**Given exercise**
Where a line holds the string "styles", return that line.

**Rows from a dataset of pages and code**
_ _ _ _ _

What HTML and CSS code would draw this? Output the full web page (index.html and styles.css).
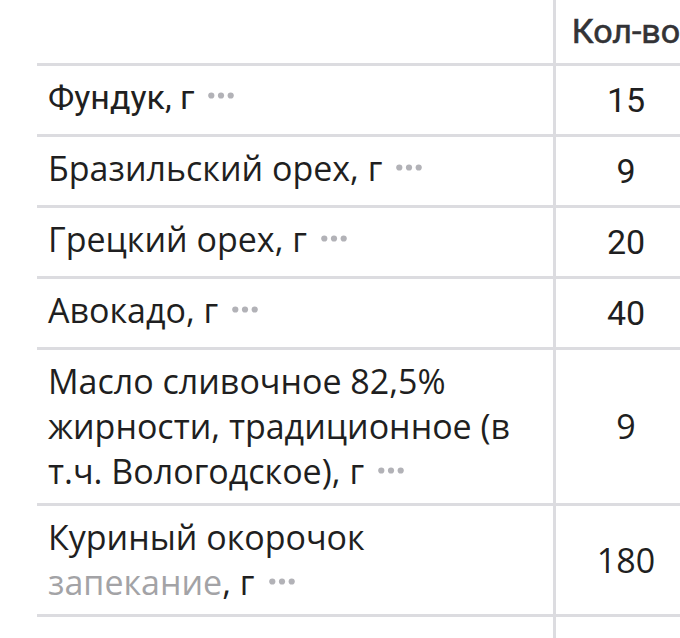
FILE: index.html
```html
<!DOCTYPE html>
<html lang="ru">
<head>
<meta charset="utf-8">
<link rel="stylesheet" href="styles.css">
</head>
<body>
<div class="table">
  <div class="row head">
    <div class="cell name"></div>
    <div class="cell qty hq">Кол-во</div>
  </div>
  <div class="row">
    <div class="cell name roboto">Фундук, <span class="nw">г<svg class="dots" viewBox="0 0 26 7" width="26" height="7"><circle cx="3.3" cy="3.5" r="3.1"/><circle cx="13" cy="3.5" r="3.1"/><circle cx="22.7" cy="3.5" r="3.1"/></svg></span></div>
    <div class="cell qty roboto">15</div>
  </div>
  <div class="row">
    <div class="cell name">Бразильский орех, <span class="nw">г<svg class="dots" viewBox="0 0 26 7" width="26" height="7"><circle cx="3.3" cy="3.5" r="3.1"/><circle cx="13" cy="3.5" r="3.1"/><circle cx="22.7" cy="3.5" r="3.1"/></svg></span></div>
    <div class="cell qty roboto">9</div>
  </div>
  <div class="row">
    <div class="cell name">Грецкий орех, <span class="nw">г<svg class="dots" viewBox="0 0 26 7" width="26" height="7"><circle cx="3.3" cy="3.5" r="3.1"/><circle cx="13" cy="3.5" r="3.1"/><circle cx="22.7" cy="3.5" r="3.1"/></svg></span></div>
    <div class="cell qty roboto">20</div>
  </div>
  <div class="row">
    <div class="cell name">Авокадо, <span class="nw">г<svg class="dots" viewBox="0 0 26 7" width="26" height="7"><circle cx="3.3" cy="3.5" r="3.1"/><circle cx="13" cy="3.5" r="3.1"/><circle cx="22.7" cy="3.5" r="3.1"/></svg></span></div>
    <div class="cell qty roboto">40</div>
  </div>
  <div class="row">
    <div class="cell name">Масло сливочное 82,5% жирности, традиционное (в т.ч. Вологодское), <span class="nw">г<svg class="dots" viewBox="0 0 26 7" width="26" height="7"><circle cx="3.3" cy="3.5" r="3.1"/><circle cx="13" cy="3.5" r="3.1"/><circle cx="22.7" cy="3.5" r="3.1"/></svg></span></div>
    <div class="cell qty">9</div>
  </div>
  <div class="row">
    <div class="cell name">Куриный окорочок<br><span class="muted">запекание</span>, <span class="nw">г<svg class="dots" viewBox="0 0 26 7" width="26" height="7"><circle cx="3.3" cy="3.5" r="3.1"/><circle cx="13" cy="3.5" r="3.1"/><circle cx="22.7" cy="3.5" r="3.1"/></svg></span></div>
    <div class="cell qty">180</div>
  </div>
  <div class="row">
    <div class="cell name"></div>
    <div class="cell qty"></div>
  </div>
</div>
</body>
</html>
```

FILE: styles.css
```css
html, body {
  margin: 0;
  padding: 0;
  background: #ffffff;
}
body {
  width: 680px;
  height: 638px;
  overflow: hidden;
  font-family: "Open Sans", "Noto Sans", sans-serif;
  font-size: 34px;
  line-height: 45px;
  color: #1f1f21;
}
.table {
  margin-left: 37px;
  width: 662px;
  display: flex;
  flex-direction: column;
}
.row {
  display: grid;
  grid-template-columns: 516px 143px;
  border-top: 3px solid #dcdce0;
}
.row.head {
  border-top: none;
  height: 63px;
}
.cell {
  box-sizing: border-box;
  min-height: 68px;
  padding: 9px 10px 9px 11px;
  display: flex;
  align-items: center;
}
.row.head .cell {
  min-height: 63px;
}
.cell.name {
  display: block;
  align-self: center;
}
.row:not(.head) .cell.name:empty {
  min-height: 68px;
}
.cell.qty {
  border-left: 3px solid #dcdce0;
  justify-content: center;
  padding-left: 0;
  padding-right: 0;
  align-self: stretch;
}
.roboto {
  font-family: Roboto, "Noto Sans", sans-serif;
}
.hq {
  font-family: Roboto, "Noto Sans", sans-serif;
  font-weight: 400;
  -webkit-text-stroke: 0.6px #333336;
  color: #333336;
  padding-top: 8px;
  justify-content: flex-start;
  padding-left: 17px;
  white-space: nowrap;
}
.muted {
  color: #a3a3a6;
}
.nw {
  white-space: nowrap;
}
.dots {
  display: inline-block;
  margin-left: 14px;
  vertical-align: 10px;
  fill: #b2b2b7;
}
```
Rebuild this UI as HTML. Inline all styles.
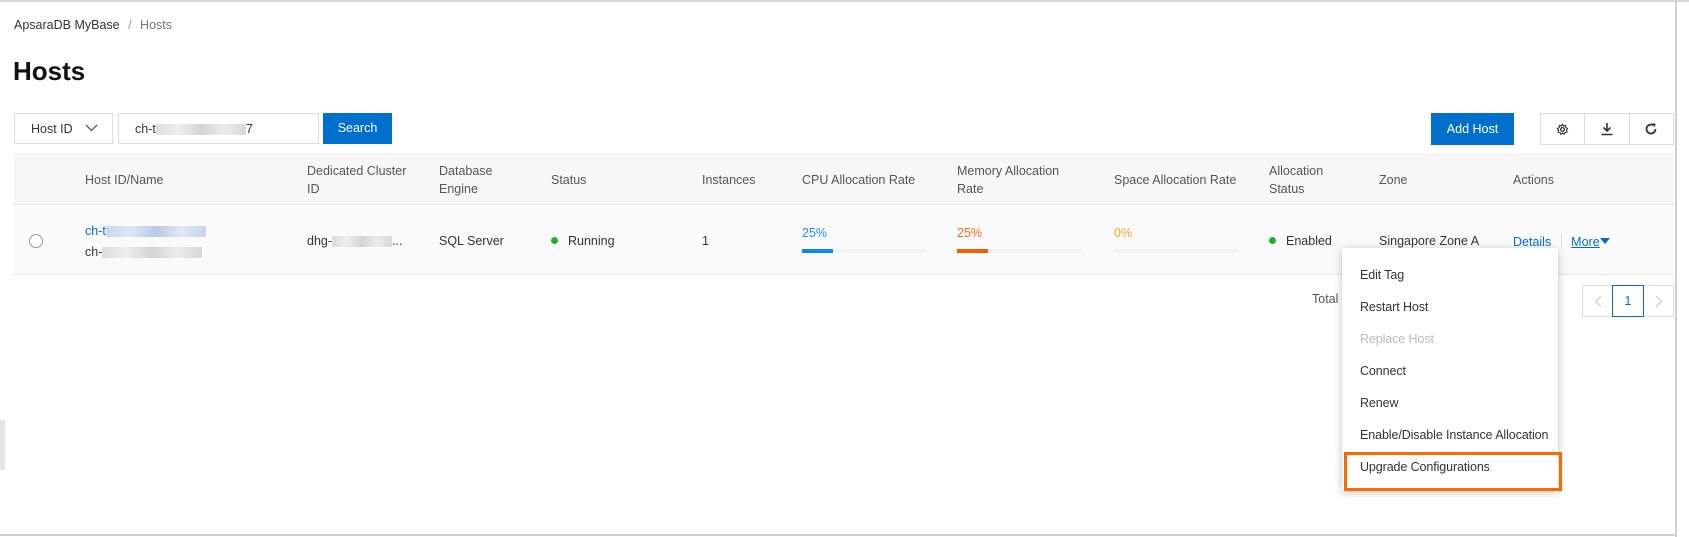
<!DOCTYPE html>
<html><head><meta charset="utf-8"><style>
*{box-sizing:border-box;margin:0;padding:0}
body{width:1689px;height:537px;background:#fff;font-family:"Liberation Sans",sans-serif;font-size:12.5px;color:#333;position:relative;overflow:hidden}
.a{position:absolute;white-space:nowrap}
.blur{display:inline-block;height:11px;background:linear-gradient(90deg,#c9d7f0,#dfe6f3,#b8c9ea,#e3e8f1,#c7d4ee);vertical-align:middle}
.g{background:linear-gradient(90deg,#ddd,#eee,#d4d4d4,#ececec,#d8d8d8)}
.bar{position:absolute;height:4px;background:#f2f2f2;width:124px}
.bar i{display:block;height:4px;width:31px}
.dot{display:inline-block;width:7px;height:7px;border-radius:50%;background:#1db32a;margin-right:10px;vertical-align:1px}
.mi{position:absolute;left:18px;letter-spacing:-0.1px}
</style></head><body>
<div class="a" style="left:0;top:0;width:1689px;height:2px;background:#d9d9d9"></div>
<div class="a" style="left:1675px;top:0;width:2px;height:537px;background:#cfcfcf"></div>
<div class="a" style="left:0;top:534px;width:1677px;height:2px;background:#cfcfcf"></div>
<div class="a" style="left:0;top:420px;width:5px;height:50px;background:#e4e4e4"></div>

<div class="a" style="left:14px;top:18px;font-size:12.5px;color:#333">ApsaraDB MyBase <span style="color:#999;margin:0 5px">/</span> <span style="color:#777">Hosts</span></div>
<div class="a" style="left:13px;top:56px;font-size:26px;font-weight:bold;color:#111">Hosts</div>

<div class="a" style="left:14px;top:113px;width:99px;height:31px;border:1px solid #ddd;padding:8px 16px;color:#333">Host ID<svg style="position:absolute;right:14px;top:10px" width="13" height="8"><path d="M1 1l5.5 5.5L12 1" stroke="#555" fill="none" stroke-width="1.3"/></svg></div>
<div class="a" style="left:118px;top:113px;width:201px;height:31px;border:1px solid #ddd;padding:8px 16px">ch-t<span class="blur g" style="width:90px"></span>7</div>
<div class="a" style="left:323px;top:113px;width:69px;height:31px;background:#0070cc;color:#fff;text-align:center;line-height:31px">Search</div>

<div class="a" style="left:1431px;top:113px;width:83px;height:32px;background:#0070cc;color:#fff;text-align:center;line-height:32px">Add Host</div>
<div class="a" style="left:1540px;top:113px;width:134px;height:32px;border:1px solid #ddd;display:flex">
<div style="flex:1;border-right:1px solid #ddd;display:flex;align-items:center;justify-content:center"><svg width="13" height="13" viewBox="0 0 14 14"><circle cx="7" cy="7" r="2" fill="none" stroke="#333" stroke-width="1.4"/><path d="M7 1.5l1.2 1.6 2-.3.4 2 1.7 1.2-1 1.8.5 1.9-2 .5-1 1.7-1.8-.9-1.8.9-1-1.7-2-.5.5-1.9-1-1.8L3.4 4.8l.4-2 2 .3z" fill="none" stroke="#333" stroke-width="1.3"/></svg></div>
<div style="flex:1;border-right:1px solid #ddd;display:flex;align-items:center;justify-content:center"><svg width="14" height="14"><path d="M7 1v8M3.5 5.5L7 9l3.5-3.5M1.5 12.5h11" stroke="#333" fill="none" stroke-width="1.6"/></svg></div>
<div style="flex:1;display:flex;align-items:center;justify-content:center"><svg width="14" height="14"><path d="M11.5 7A4.5 4.5 0 1 1 9.5 3.3" stroke="#333" fill="none" stroke-width="1.8"/><path d="M8 1.2l3.6.6-.9 3.6z" fill="#333"/></svg></div>
</div>

<div class="a" style="left:14px;top:153px;width:1660px;height:52px;background:#f7f7f7;border-bottom:1px solid #e6e6e6"></div>
<div class="a" style="left:14px;top:205px;width:1660px;height:70px;background:#fafafa;border-bottom:1px solid #e6e6e6"></div>

<div style="color:#555;line-height:18px">
<div class="a" style="left:85px;top:171px">Host ID/Name</div>
<div class="a" style="left:307px;top:162px">Dedicated Cluster<br>ID</div>
<div class="a" style="left:439px;top:162px">Database<br>Engine</div>
<div class="a" style="left:551px;top:171px">Status</div>
<div class="a" style="left:702px;top:171px">Instances</div>
<div class="a" style="left:802px;top:171px">CPU Allocation Rate</div>
<div class="a" style="left:957px;top:162px">Memory Allocation<br>Rate</div>
<div class="a" style="left:1114px;top:171px">Space Allocation Rate</div>
<div class="a" style="left:1269px;top:162px">Allocation<br>Status</div>
<div class="a" style="left:1379px;top:171px">Zone</div>
<div class="a" style="left:1513px;top:171px">Actions</div>
</div>

<div class="a" style="left:29px;top:234px;width:14px;height:14px;border:1px solid #999;border-radius:50%;background:#fff"></div>
<div class="a" style="left:85px;top:224px;color:#0070cc">ch-t<span class="blur" style="width:100px"></span></div>
<div class="a" style="left:85px;top:245px">ch-<span class="blur g" style="width:100px"></span></div>
<div class="a" style="left:307px;top:234px">dhg-<span class="blur g" style="width:60px"></span>...</div>
<div class="a" style="left:439px;top:234px">SQL Server</div>
<div class="a" style="left:551px;top:234px"><span class="dot"></span>Running</div>
<div class="a" style="left:702px;top:234px">1</div>
<div class="a" style="left:802px;top:226px;color:#1e90ff">25%</div>
<div class="bar" style="left:802px;top:249px"><i style="background:#0a8cf0"></i></div>
<div class="a" style="left:957px;top:226px;color:#f56a1a">25%</div>
<div class="bar" style="left:957px;top:249px"><i style="background:#f06000"></i></div>
<div class="a" style="left:1114px;top:226px;color:#f5a623">0%</div>
<div class="bar" style="left:1114px;top:249px"></div>
<div class="a" style="left:1269px;top:234px"><span class="dot"></span>Enabled</div>
<div class="a" style="left:1379px;top:234px">Singapore Zone A</div>
<div class="a" style="left:1513px;top:234px;color:#0070cc">Details <span style="display:inline-block;width:1px;height:14px;background:#ddd;margin:0 6px;vertical-align:-2px"></span> <span style="text-decoration:underline">More</span><svg width="10" height="7" style="vertical-align:1px"><path d="M0 0h10L5 6z" fill="#0070cc"/></svg></div>

<div class="a" style="left:1312px;top:292px;color:#555">Total I</div>
<div class="a" style="left:1582px;top:285px;width:92px;height:32px;border:1px solid #ddd;display:flex">
<div style="flex:1;display:flex;align-items:center;justify-content:center"><svg width="8" height="13"><path d="M7 1L1.5 6.5 7 12" stroke="#ccc" fill="none" stroke-width="1.2"/></svg></div>
<div style="width:32px;border:1px solid #0070cc;margin:-1px 0;text-align:center;line-height:30px;color:#0070cc">1</div>
<div style="flex:1;display:flex;align-items:center;justify-content:center"><svg width="8" height="13"><path d="M1 1l5.5 5.5L1 12" stroke="#ccc" fill="none" stroke-width="1.2"/></svg></div>
</div>

<div class="a" style="left:1342px;top:248px;width:216px;height:242px;background:#fff;box-shadow:0 2px 8px rgba(0,0,0,.25)">
<div class="mi" style="top:20px">Edit Tag</div>
<div class="mi" style="top:52px">Restart Host</div>
<div class="mi" style="top:84px;color:#bbb">Replace Host</div>
<div class="mi" style="top:116px">Connect</div>
<div class="mi" style="top:148px">Renew</div>
<div class="mi" style="top:180px">Enable/Disable Instance Allocation</div>
<div class="mi" style="top:212px">Upgrade Configurations</div>
</div>
<div class="a" style="left:1344px;top:452px;width:218px;height:39px;border:3px solid #ff6a00"></div>
</body></html>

_ _ _ _ _

**Exercise answer**
What HTML and CSS code would draw this? Output the full web page (index.html and styles.css).
<link rel="stylesheet" href="styles.css">
FILE: styles.css
Rebuild this UI as HTML. Inline all styles.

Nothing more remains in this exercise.